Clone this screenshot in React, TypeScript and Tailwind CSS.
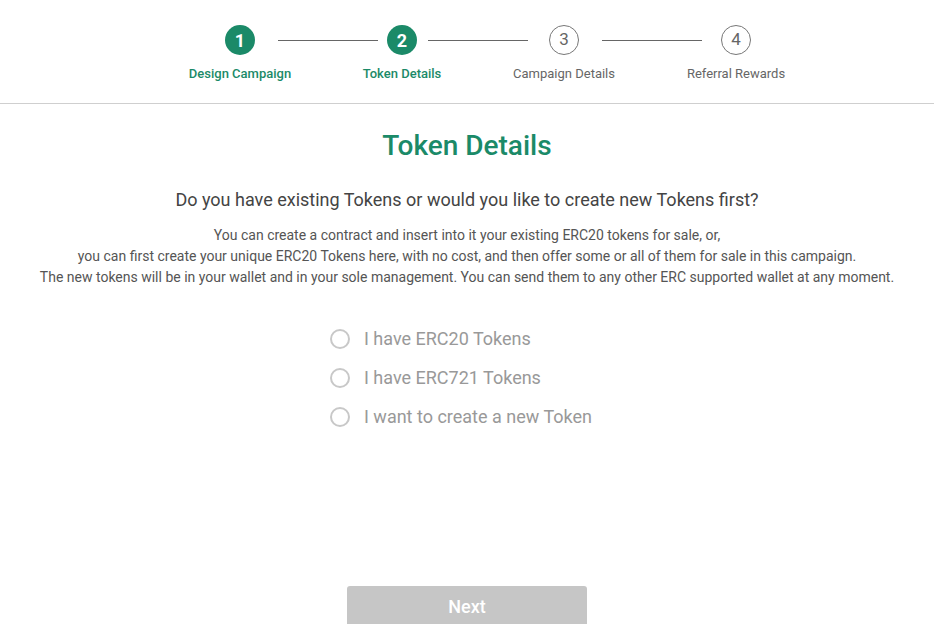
import React, { useState } from 'react'

const GREEN = 'text-[#1b8a68]'

const steps = [
  { n: 1, label: 'Design Campaign', done: true },
  { n: 2, label: 'Token Details', done: true },
  { n: 3, label: 'Campaign Details', done: false },
  { n: 4, label: 'Referral Rewards', done: false },
]

// gap before / after each connector line, measured from the mock
const lines = [
  { before: 'ml-[23px]', after: 'mr-[9px]' },
  { before: 'ml-[11px]', after: 'mr-[21px]' },
  { before: 'ml-[23px]', after: 'mr-[19px]' },
]

function Step({ n, label, done }: { n: number; label: string; done: boolean }) {
  return (
    <div className="flex w-[30px] shrink-0 flex-col items-center">
      {done ? (
        <div className="flex h-[30px] w-[30px] items-center justify-center rounded-full bg-[#1b8a68] text-[18px] font-bold text-white">
          {n}
        </div>
      ) : (
        <div className="flex h-[30px] w-[30px] items-center justify-center rounded-full border border-[#777] text-[17px] text-[#666]">
          {n}
        </div>
      )}
      <div
        className={`mt-[11px] whitespace-nowrap text-[13px] leading-4 ${
          done ? 'font-medium text-[#1b8a68]' : 'text-[#666]'
        }`}
      >
        {label}
      </div>
    </div>
  )
}

function Stepper() {
  return (
    <div className="h-[104px] border-b border-[#cfcfcf] pt-[25px]">
      <div className="flex items-start pl-[225px]">
        {steps.map((s, i) => (
          <React.Fragment key={s.n}>
            <Step {...s} />
            {i < lines.length && (
              <div className={`${lines[i].before} ${lines[i].after} mt-[14.5px] h-px w-[100px] shrink-0 bg-[#666]`} />
            )}
          </React.Fragment>
        ))}
      </div>
    </div>
  )
}

const options = ['I have ERC20 Tokens', 'I have ERC721 Tokens', 'I want to create a new Token']

export default function App() {
  const [picked, setPicked] = useState<number | null>(null)

  return (
    <div className="min-h-screen bg-white font-['Roboto','Liberation_Sans',sans-serif]">
      <Stepper />

      <div className="text-center">
        <h1 className={`mt-[25px] text-[28px] font-medium leading-[34px] ${GREEN}`}>Token Details</h1>
        <h2 className="mt-[25px] text-[18px] font-normal leading-6 text-[#444]">
          Do you have existing Tokens or would you like to create new Tokens first?
        </h2>
        <p className="mt-[13px] text-[14px] leading-[21px] text-[#555]">
          You can create a contract and insert into it your existing ERC20 tokens for sale, or,
          <br />
          you can first create your unique ERC20 Tokens here, with no cost, and then offer some or all of them for sale in this campaign.
          <br />
          The new tokens will be in your wallet and in your sole management. You can send them to any other ERC supported wallet at any moment.
        </p>
      </div>

      <div className="mt-[31px] flex flex-col pl-[330px]">
        {options.map((o, i) => (
          <label key={o} className="flex h-[39px] cursor-pointer items-center gap-[14px]" onClick={() => setPicked(i)}>
            <span className="flex h-[20px] w-[20px] items-center justify-center rounded-full border-2 border-[#c8c8c8]">
              {picked === i && <span className="h-[10px] w-[10px] rounded-full bg-[#1b8a68]" />}
            </span>
            <span className="text-[18px] text-[#999]">{o}</span>
          </label>
        ))}
      </div>

      <button
        className="mx-auto mt-[150px] flex h-[40px] w-[240px] items-center justify-center rounded-t-[3px] bg-[#c6c6c6] text-[18px] font-medium text-white"
        disabled={picked === null}
      >
        Next
      </button>
    </div>
  )
}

* **WORK INSTRUCTIONS**: Leaving the pictures aside, transcribe the entire listing exactly.

* **PROBLEM SOLUTION**:
Clone this screenshot in React, TypeScript and Tailwind CSS.
import React, { useState } from 'react'

const GREEN = 'text-[#1b8a68]'

const steps = [
  { n: 1, label: 'Design Campaign', done: true },
  { n: 2, label: 'Token Details', done: true },
  { n: 3, label: 'Campaign Details', done: false },
  { n: 4, label: 'Referral Rewards', done: false },
]

// gap before / after each connector line, measured from the mock
const lines = [
  { before: 'ml-[23px]', after: 'mr-[9px]' },
  { before: 'ml-[11px]', after: 'mr-[21px]' },
  { before: 'ml-[23px]', after: 'mr-[19px]' },
]

function Step({ n, label, done }: { n: number; label: string; done: boolean }) {
  return (
    <div className="flex w-[30px] shrink-0 flex-col items-center">
      {done ? (
        <div className="flex h-[30px] w-[30px] items-center justify-center rounded-full bg-[#1b8a68] text-[18px] font-bold text-white">
          {n}
        </div>
      ) : (
        <div className="flex h-[30px] w-[30px] items-center justify-center rounded-full border border-[#777] text-[17px] text-[#666]">
          {n}
        </div>
      )}
      <div
        className={`mt-[11px] whitespace-nowrap text-[13px] leading-4 ${
          done ? 'font-medium text-[#1b8a68]' : 'text-[#666]'
        }`}
      >
        {label}
      </div>
    </div>
  )
}

function Stepper() {
  return (
    <div className="h-[104px] border-b border-[#cfcfcf] pt-[25px]">
      <div className="flex items-start pl-[225px]">
        {steps.map((s, i) => (
          <React.Fragment key={s.n}>
            <Step {...s} />
            {i < lines.length && (
              <div className={`${lines[i].before} ${lines[i].after} mt-[14.5px] h-px w-[100px] shrink-0 bg-[#666]`} />
            )}
          </React.Fragment>
        ))}
      </div>
    </div>
  )
}

const options = ['I have ERC20 Tokens', 'I have ERC721 Tokens', 'I want to create a new Token']

export default function App() {
  const [picked, setPicked] = useState<number | null>(null)

  return (
    <div className="min-h-screen bg-white font-['Roboto','Liberation_Sans',sans-serif]">
      <Stepper />

      <div className="text-center">
        <h1 className={`mt-[25px] text-[28px] font-medium leading-[34px] ${GREEN}`}>Token Details</h1>
        <h2 className="mt-[25px] text-[18px] font-normal leading-6 text-[#444]">
          Do you have existing Tokens or would you like to create new Tokens first?
        </h2>
        <p className="mt-[13px] text-[14px] leading-[21px] text-[#555]">
          You can create a contract and insert into it your existing ERC20 tokens for sale, or,
          <br />
          you can first create your unique ERC20 Tokens here, with no cost, and then offer some or all of them for sale in this campaign.
          <br />
          The new tokens will be in your wallet and in your sole management. You can send them to any other ERC supported wallet at any moment.
        </p>
      </div>

      <div className="mt-[31px] flex flex-col pl-[330px]">
        {options.map((o, i) => (
          <label key={o} className="flex h-[39px] cursor-pointer items-center gap-[14px]" onClick={() => setPicked(i)}>
            <span className="flex h-[20px] w-[20px] items-center justify-center rounded-full border-2 border-[#c8c8c8]">
              {picked === i && <span className="h-[10px] w-[10px] rounded-full bg-[#1b8a68]" />}
            </span>
            <span className="text-[18px] text-[#999]">{o}</span>
          </label>
        ))}
      </div>

      <button
        className="mx-auto mt-[150px] flex h-[40px] w-[240px] items-center justify-center rounded-t-[3px] bg-[#c6c6c6] text-[18px] font-medium text-white"
        disabled={picked === null}
      >
        Next
      </button>
    </div>
  )
}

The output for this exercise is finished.